Quote:
Originally Posted by Marcellus
Its also worth noting that apparently yesterday's spike in deaths was related to Sunday's reporting being inaccurate due to NY not reporting completely on Sunday. If you average the 2 days its 468 and its a decrease from Saturday.
|
Yeah, something about NY's Sunday numbers never sat right anyway.
Expecting the bottom to fall out over a 24 hour period just defies common sense and the law of large numbers.
We'll see a continued decline in growth rates, then we'll see a decline in growth, then we'll see what people are truly looking for and that's the decline in raw numbers.
We're still on the uphill side and while doing that, we need to be looking at rates of growth (doubling, etc...) as signs of progress. And if anything pops up in that period that looks like an outlier, it almost certainly is.

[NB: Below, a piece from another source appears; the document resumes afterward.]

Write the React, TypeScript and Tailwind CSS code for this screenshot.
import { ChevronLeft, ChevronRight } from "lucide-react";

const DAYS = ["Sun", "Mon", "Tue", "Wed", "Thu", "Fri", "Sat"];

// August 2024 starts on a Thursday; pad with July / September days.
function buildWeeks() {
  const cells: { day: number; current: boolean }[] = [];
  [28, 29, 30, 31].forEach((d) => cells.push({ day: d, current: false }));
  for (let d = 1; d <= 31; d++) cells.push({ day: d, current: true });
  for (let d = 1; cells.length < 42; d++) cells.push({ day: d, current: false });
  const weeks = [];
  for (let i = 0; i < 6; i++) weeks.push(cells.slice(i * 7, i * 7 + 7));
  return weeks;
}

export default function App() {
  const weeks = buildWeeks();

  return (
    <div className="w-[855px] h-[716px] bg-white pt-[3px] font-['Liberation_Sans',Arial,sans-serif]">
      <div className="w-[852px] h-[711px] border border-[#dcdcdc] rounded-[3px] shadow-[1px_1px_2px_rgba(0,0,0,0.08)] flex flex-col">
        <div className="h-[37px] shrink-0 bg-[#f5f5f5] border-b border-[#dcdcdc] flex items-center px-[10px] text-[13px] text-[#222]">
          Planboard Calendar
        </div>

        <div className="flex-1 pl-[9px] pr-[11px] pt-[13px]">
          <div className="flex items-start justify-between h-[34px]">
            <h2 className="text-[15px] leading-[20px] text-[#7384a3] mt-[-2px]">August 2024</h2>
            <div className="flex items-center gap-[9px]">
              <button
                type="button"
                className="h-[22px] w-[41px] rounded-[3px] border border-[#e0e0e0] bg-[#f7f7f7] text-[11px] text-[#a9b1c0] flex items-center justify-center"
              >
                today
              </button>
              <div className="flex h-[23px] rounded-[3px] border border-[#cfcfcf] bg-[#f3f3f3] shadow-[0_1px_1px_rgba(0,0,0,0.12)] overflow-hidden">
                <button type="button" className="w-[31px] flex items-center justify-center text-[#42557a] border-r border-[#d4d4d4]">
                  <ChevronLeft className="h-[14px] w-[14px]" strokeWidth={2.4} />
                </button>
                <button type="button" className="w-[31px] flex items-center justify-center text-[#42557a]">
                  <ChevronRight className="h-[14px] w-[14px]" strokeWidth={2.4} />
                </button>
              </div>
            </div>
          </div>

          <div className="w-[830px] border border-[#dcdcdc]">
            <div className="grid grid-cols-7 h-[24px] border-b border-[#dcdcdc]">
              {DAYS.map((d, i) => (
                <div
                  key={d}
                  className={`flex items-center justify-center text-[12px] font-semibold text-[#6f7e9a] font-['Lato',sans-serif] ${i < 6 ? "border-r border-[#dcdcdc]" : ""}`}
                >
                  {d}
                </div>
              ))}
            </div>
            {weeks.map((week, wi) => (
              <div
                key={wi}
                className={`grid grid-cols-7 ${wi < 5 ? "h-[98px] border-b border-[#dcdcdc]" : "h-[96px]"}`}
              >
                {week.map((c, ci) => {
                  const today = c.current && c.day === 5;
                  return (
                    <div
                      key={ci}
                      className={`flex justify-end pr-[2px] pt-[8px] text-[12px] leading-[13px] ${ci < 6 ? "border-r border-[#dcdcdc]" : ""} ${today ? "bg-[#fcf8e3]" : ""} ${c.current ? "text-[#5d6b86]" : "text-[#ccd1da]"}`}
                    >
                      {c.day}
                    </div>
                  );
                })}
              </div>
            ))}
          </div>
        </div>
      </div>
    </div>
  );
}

And what's also been interesting is that it appears to this point that these deaths are due to the disease as a whole, not capacity issues. I've seen no indications yet that hospitals are being forced to leave patients to die or anything. Thus far our capacity has been taxed, but not broken.
Definitely a positive thing. And seeing as how NY remains something of a worst case scenario (in terms of factors contributing to spread combined w/ raw population size), I think that's a really good sign regarding our ability to stay in front of this.
But NY is going to have to come up with a battle plan that is completely different from pretty much the rest of the country. I'm not sure what they'll need to do going forward, but if 30 days from now the US is looking for ways to try to wake back up, NY has to find a different path because they'll explode again.